[John] said, “I am the voice of one crying in the wilderness, ‘Make straight the way of the Lord,'” as the prophet Isaiah said. John 1:23
Expectations can be dangerous. Of course, they can be good, too, but there seems to be some kind of let down lurking in the background when we place expectations on someone or something. For example, we may expect our boss to give us a raise, and that very well could happen. When that expectation is met, it’s great, and we are happy. However, if the boss says to the employees, “Sorry, this has been a tough year, I can’t give any raises, much less bonuses” we would be upset, discouraged, and disappointed.
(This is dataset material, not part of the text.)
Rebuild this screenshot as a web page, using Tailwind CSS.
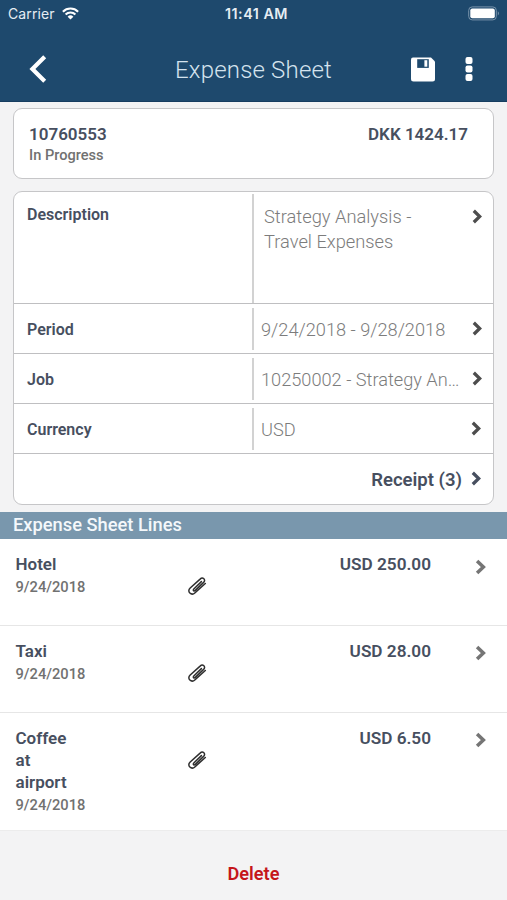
<!DOCTYPE html>
<html lang="en">
<head>
<meta charset="utf-8">
<title>Expense Sheet</title>
<script src="https://cdn.jsdelivr.net/npm/@tailwindcss/browser@4"></script>
</head>
<body class="w-[507px] h-[900px] overflow-hidden bg-[#f3f3f4] font-['Roboto',sans-serif] text-[#474f5f]">
<svg class="hidden">
  <symbol id="chev" viewBox="0 0 10 15"><path d="M1.8 1.8 7.7 7.5 1.8 13.2" fill="none" stroke="currentColor" stroke-width="3.3"/></symbol>
  <symbol id="clip" viewBox="0 0 20 20"><path d="M14.4 5.600 6.800 13c-1.300 1.300.2 2.600 1.500 1.400l8.300-8c2.700-2.600-.8-5.900-3.500-3.300L3.200 12c-3.800 3.700 1.200 8.200 4.900 4.700l10.200-9.200" fill="none" stroke="#2e2e2e" stroke-width="1.500" stroke-linecap="round"/></symbol>
</svg>

<header class="h-[102px] bg-[#1e496d] border-b border-[#163d60] text-white">
  <div class="h-7 grid grid-cols-3 items-center pl-2 pr-[7px] text-[#e6edf3] font-['Inter',sans-serif]">
    <div class="flex items-center gap-[7px]">
      <span class="text-[14px] tracking-[0.1px] -mt-[1px]">Carrier</span>
      <svg class="w-[17px] h-[13px] -mt-[2px]" viewBox="0 0 17 13" fill="none" stroke="#fff" stroke-width="2.100"><path d="M.9 4.700a10.700 10.700 0 0 1 15.200 0M3.600 7.500a7 7 0 0 1 9.800 0"/><path d="M8.500 12.600 5.600 9.700a4.100 4.100 0 0 1 5.800 0z" fill="#fff" stroke="none"/></svg>
    </div>
    <div class="text-center text-[14.3px] font-semibold tracking-[0.5px] pl-[5px] whitespace-nowrap">11:41 AM</div>
    <svg class="justify-self-end w-8 h-[15px] -mt-[2px]" viewBox="0 0 32 15"><rect x=".7" y=".9" width="27.600" height="13" rx="3.500" fill="none" stroke="#7893aa"/><rect x="2.300" y="2.600" width="24.500" height="9.600" rx="2" fill="#fff"/><path d="M29.800 5.300c1.500.8 1.500 3.400 0 4.200z" fill="#7893aa"/></svg>
  </div>
  <div class="h-[73px] grid grid-cols-[175px_1fr_175px] items-center pt-[10px]">
    <svg class="w-[18px] h-[28px] ml-[29px] -mt-[1px]" viewBox="0 0 18 28"><path d="M15.700 1.800 3.400 14l12.300 12.200" fill="none" stroke="#fff" stroke-width="4.200"/></svg>
    <h1 class="text-[24px] font-light tracking-[0.18px] text-[#d5e3ee] whitespace-nowrap">Expense Sheet</h1>
    <div class="flex items-center gap-[30px] justify-end pr-[34px] -mt-[1px]">
      <svg class="w-6 h-[25px]" viewBox="0 0 24 25"><path d="M2 .5h18l4 4V22q0 2.500-2.500 2.500h-19Q0 24.500 0 22V2.500Q0 .5 2 .5z" fill="#fff"/><path d="M6.200 2.200h11.600v8.700H6.200z" fill="#1e496d"/><path d="M13.400 3.200h2.900v6.500h-2.900z" fill="#fff"/></svg>
      <svg class="w-[8px] h-[24px]" viewBox="0 0 8 24" fill="#fff"><rect x=".5" width="7" height="7" rx="2"/><rect x=".5" y="8.500" width="7" height="7" rx="2"/><rect x=".5" y="17" width="7" height="7" rx="2"/></svg>
    </div>
  </div>
</header>

<main>
  <section class="mx-[13px] mt-[6px] h-[71px] bg-white border-[1.5px] border-[#c6c6c8] rounded-[9px] flex justify-between pl-[15px] pr-[25px] pt-[15px]">
    <div>
      <div class="text-[17px] leading-[20px] font-semibold">10760553</div>
      <div class="text-[14.600px] leading-[22px] font-medium text-[#717171]">In Progress</div>
    </div>
    <div class="text-[17px] leading-[20px] font-semibold">DKK 1424.17</div>
  </section>

  <section class="mx-[13px] mt-[12px] h-[314px] bg-white border-[1.5px] border-[#c6c6c8] rounded-[9px] text-[16px] font-semibold">
    <div class="h-[112px] flex border-b border-[#bfbfc1]">
      <div class="w-[238px] pl-[13px] pt-[12px] leading-[21px]">Description</div>
      <div class="flex-1 flex justify-between border-l-2 border-[#d2d2d2] mt-[2px] pl-[10px] pr-[11px] pt-[11px]">
        <div class="w-[180px] text-[18.3px] leading-[24.500px] font-light text-[#7c7c7c]">Strategy Analysis - Travel Expenses</div>
        <svg class="w-[10px] h-[15px] mt-[4px] text-[#4d4d4d]"><use href="#chev"/></svg>
      </div>
    </div>
    <div class="h-[50px] flex border-b border-[#bfbfc1]">
      <div class="w-[238px] pl-[13px] leading-[51px]">Period</div>
      <div class="flex-1 flex items-center justify-between border-l-2 border-[#d2d2d2] mt-[4px] mb-[3px] pl-[7px] pr-[11px]">
        <div class="text-[18.2px] font-light text-[#7c7c7c] pt-[1px]">9/24/2018 - 9/28/2018</div>
        <svg class="w-[10px] h-[15px] -mt-[1px] text-[#4d4d4d]"><use href="#chev"/></svg>
      </div>
    </div>
    <div class="h-[50px] flex border-b border-[#bfbfc1]">
      <div class="w-[238px] pl-[13px] leading-[51px]">Job</div>
      <div class="flex-1 flex items-center justify-between border-l-2 border-[#d2d2d2] mt-[4px] mb-[3px] pl-[7px] pr-[11px]">
        <div class="text-[18.2px] font-light text-[#7c7c7c] pt-[1px]">10250002 - Strategy An…</div>
        <svg class="w-[10px] h-[15px] -mt-[1px] text-[#4d4d4d]"><use href="#chev"/></svg>
      </div>
    </div>
    <div class="h-[50px] flex border-b border-[#bfbfc1]">
      <div class="w-[238px] pl-[13px] leading-[51px]">Currency</div>
      <div class="flex-1 flex items-center justify-between border-l-2 border-[#d2d2d2] mt-[4px] mb-[3px] pl-[7px] pr-[12px]">
        <div class="text-[18.2px] font-light text-[#7c7c7c] pt-[1px]">USD</div>
        <svg class="w-[10px] h-[15px] -mt-[1px] text-[#4d4d4d]"><use href="#chev"/></svg>
      </div>
    </div>
    <div class="h-[50px] flex items-center justify-end gap-[9px] pr-[12px] text-[18.5px]">
      <span class="pt-[3px]">Receipt (3)</span>
      <svg class="w-[10px] h-[15px] -mt-[2px]"><use href="#chev"/></svg>
    </div>
  </section>

  <h2 class="mt-[7px] h-[27px] bg-[#7997ad] pl-[13px] text-[18.3px] leading-[26px] font-medium text-[#f4f8fb]">Expense Sheet Lines</h2>

  <ul class="bg-white">
    <li class="h-[87px] flex pl-[15.500px] pr-[21px] pt-[14px] border-b border-[#e6e6e6]">
      <div class="w-[171.500px]"><div class="w-[60px] text-[17px] leading-[22px] font-semibold">Hotel</div><div class="text-[14.7px] leading-[25px] font-medium text-[#717171]">9/24/2018</div></div>
      <svg class="w-5 h-5 mt-[23px]"><use href="#clip"/></svg>
      <div class="flex-1 text-right text-[17.2px] leading-[22px] font-semibold">USD 250.00</div>
      <svg class="w-[11px] h-[16px] ml-[44px] mt-[6px] text-[#757575]"><use href="#chev"/></svg>
    </li>
    <li class="h-[87px] flex pl-[15.500px] pr-[21px] pt-[14px] border-b border-[#e6e6e6]">
      <div class="w-[171.500px]"><div class="w-[60px] text-[17px] leading-[22px] font-semibold">Taxi</div><div class="text-[14.7px] leading-[25px] font-medium text-[#717171]">9/24/2018</div></div>
      <svg class="w-5 h-5 mt-[23px]"><use href="#clip"/></svg>
      <div class="flex-1 text-right text-[17.2px] leading-[22px] font-semibold">USD 28.00</div>
      <svg class="w-[11px] h-[16px] ml-[44px] mt-[5px] text-[#757575]"><use href="#chev"/></svg>
    </li>
    <li class="h-[118px] flex pl-[15.500px] pr-[21px] pt-[14px] border-b border-[#ececec]">
      <div class="w-[171.500px]"><div class="w-[60px] text-[17px] leading-[22px] font-semibold">Coffee at airport</div><div class="text-[14.7px] leading-[24px] font-medium text-[#717171]">9/24/2018</div></div>
      <svg class="w-5 h-5 mt-[23px]"><use href="#clip"/></svg>
      <div class="flex-1 text-right text-[17.2px] leading-[22px] font-semibold">USD 6.50</div>
      <svg class="w-[11px] h-[16px] ml-[44px] mt-[5px] text-[#757575]"><use href="#chev"/></svg>
    </li>
  </ul>
</main>
<footer class="h-[69px] pt-[12px] text-center text-[18.2px] leading-[62px] font-semibold text-[#c5161b]">Delete</footer>
</body>
</html>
John the Baptist was an interesting character who was sent by God to prepare the way for the coming of the Messiah. He was an in-your-face type of guy who didn’t mince words and was highly confident in himself and his mission. John expected God to carry through, and yet, later in the gospel of John, we find John the Baptist in jail asking Jesus if he really WAS the one. Jesus didn’t fit his image of who the Messiah was to be. John the Baptist was, after all, only human. Was he let down by his expectations of God’s Messiah? Maybe. We don’t really know for sure. What we do have in the scripture from John 1:6-28 is a confident John the Baptist who recognized that God had sent him to do a job.
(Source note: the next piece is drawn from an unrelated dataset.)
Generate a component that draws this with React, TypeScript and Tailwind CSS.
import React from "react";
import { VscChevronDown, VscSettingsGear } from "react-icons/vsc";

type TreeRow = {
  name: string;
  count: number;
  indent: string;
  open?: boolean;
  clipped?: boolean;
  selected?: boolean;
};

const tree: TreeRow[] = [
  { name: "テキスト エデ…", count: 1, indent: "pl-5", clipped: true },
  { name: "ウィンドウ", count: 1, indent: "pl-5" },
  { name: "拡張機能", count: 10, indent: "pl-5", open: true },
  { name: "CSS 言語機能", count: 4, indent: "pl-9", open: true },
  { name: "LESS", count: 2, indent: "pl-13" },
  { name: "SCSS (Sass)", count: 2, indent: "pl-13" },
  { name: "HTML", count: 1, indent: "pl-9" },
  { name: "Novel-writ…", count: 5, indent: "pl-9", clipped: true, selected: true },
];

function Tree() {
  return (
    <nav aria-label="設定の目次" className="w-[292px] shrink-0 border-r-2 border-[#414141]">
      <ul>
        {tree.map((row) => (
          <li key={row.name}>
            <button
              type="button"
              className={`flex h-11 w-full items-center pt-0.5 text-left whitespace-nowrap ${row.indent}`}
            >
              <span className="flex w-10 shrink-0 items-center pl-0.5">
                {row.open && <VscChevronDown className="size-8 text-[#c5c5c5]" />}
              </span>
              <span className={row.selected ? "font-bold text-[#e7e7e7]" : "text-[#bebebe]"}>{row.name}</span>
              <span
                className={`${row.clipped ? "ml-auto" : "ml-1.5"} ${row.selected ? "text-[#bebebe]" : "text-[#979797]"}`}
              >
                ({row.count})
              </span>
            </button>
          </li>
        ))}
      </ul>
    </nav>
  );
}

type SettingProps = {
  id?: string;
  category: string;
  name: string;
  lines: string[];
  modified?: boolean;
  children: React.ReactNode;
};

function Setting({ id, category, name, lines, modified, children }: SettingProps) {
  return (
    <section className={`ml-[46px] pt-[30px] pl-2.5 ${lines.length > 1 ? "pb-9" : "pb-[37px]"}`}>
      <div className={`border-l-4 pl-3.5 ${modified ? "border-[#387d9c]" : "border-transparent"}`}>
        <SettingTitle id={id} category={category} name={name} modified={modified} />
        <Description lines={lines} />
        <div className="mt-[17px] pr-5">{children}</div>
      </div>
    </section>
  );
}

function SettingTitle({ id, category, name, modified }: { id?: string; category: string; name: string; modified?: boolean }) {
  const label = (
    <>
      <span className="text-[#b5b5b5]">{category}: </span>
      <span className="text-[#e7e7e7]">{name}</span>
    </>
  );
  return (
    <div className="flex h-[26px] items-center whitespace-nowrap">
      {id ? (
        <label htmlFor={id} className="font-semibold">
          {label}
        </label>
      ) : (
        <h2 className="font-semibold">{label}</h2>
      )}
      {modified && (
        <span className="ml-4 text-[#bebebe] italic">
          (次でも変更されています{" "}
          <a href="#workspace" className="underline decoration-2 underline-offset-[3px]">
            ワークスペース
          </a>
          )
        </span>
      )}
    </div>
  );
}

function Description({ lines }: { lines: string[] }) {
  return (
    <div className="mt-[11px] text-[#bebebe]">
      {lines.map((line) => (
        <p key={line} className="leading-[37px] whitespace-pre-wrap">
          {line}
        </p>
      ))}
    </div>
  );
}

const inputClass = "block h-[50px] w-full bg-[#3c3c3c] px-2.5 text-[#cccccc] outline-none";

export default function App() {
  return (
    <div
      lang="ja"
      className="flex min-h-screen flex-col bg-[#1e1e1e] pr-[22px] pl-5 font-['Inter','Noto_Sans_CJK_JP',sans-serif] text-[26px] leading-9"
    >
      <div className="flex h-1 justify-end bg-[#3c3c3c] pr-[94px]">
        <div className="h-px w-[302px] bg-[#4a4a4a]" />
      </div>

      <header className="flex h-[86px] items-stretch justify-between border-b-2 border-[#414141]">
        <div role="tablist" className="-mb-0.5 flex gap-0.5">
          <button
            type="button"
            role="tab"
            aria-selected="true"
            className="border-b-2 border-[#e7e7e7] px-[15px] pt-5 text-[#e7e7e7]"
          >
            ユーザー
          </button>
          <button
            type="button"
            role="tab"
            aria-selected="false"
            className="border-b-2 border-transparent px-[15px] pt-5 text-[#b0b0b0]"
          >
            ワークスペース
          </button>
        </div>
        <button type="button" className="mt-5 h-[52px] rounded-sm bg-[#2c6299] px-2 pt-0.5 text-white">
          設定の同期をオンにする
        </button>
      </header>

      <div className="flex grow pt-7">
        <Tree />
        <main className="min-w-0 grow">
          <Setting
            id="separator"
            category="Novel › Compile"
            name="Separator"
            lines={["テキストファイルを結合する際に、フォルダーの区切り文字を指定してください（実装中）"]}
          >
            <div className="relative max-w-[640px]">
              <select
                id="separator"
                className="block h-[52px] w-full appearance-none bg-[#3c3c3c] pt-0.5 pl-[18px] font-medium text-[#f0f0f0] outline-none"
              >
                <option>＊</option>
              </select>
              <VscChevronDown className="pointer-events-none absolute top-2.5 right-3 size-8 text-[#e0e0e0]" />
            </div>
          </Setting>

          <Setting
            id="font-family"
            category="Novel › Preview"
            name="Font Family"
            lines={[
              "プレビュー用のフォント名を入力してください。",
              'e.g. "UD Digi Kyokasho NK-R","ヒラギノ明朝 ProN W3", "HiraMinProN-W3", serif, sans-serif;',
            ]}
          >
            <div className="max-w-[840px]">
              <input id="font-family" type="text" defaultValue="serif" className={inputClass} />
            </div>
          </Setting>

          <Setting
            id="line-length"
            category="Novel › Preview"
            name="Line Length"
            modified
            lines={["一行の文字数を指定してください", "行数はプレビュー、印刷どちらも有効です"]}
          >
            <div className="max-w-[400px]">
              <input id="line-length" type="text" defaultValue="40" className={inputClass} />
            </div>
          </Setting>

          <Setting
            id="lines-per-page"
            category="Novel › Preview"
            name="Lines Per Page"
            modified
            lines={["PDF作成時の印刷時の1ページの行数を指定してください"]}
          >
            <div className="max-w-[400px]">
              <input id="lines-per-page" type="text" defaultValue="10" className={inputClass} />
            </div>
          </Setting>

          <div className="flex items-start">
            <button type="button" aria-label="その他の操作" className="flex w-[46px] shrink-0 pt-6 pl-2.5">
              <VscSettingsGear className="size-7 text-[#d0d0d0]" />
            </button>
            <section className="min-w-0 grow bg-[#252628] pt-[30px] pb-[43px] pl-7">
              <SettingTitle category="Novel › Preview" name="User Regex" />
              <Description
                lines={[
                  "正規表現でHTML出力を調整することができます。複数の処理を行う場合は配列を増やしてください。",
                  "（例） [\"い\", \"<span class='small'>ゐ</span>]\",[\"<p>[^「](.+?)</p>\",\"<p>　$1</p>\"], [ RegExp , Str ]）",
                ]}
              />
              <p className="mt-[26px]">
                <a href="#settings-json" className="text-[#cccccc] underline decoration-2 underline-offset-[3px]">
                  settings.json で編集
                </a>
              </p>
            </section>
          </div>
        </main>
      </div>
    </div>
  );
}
Maybe “anticipation” is a more accurate word for us. We can anticipate and still be let down, but somehow anticipating something leave open some room for margin of error. By that I mean that we don’t get as hooked into what WE expect and want to happen as we leave the door open for God to work in the world in God’s way, with the idea that we can accept the outcome more graciously. I anticipate that God will work through me, but I don’t know how. I anticipate that God will continue to work in the world, but I leave some flexibility for movement and new ideas and new events to mold and shape me as I live out my calling.
Expectations, when they are rigid and inflexible, will often set us up for discouragement, disappointment, and sometimes anger. Anticipations leave possibilities open. There are times when we definitely DO need to expect something from someone or a situation, and then there are times when we just anticipate that SOMETHING will happen one way or another. May God surprise us wonderfully as we approach the last week of Advent and as we are reminded once again to prepare our minds and hearts to keep welcoming the Christ into our lives, not just at Christmas, but every moment of every day.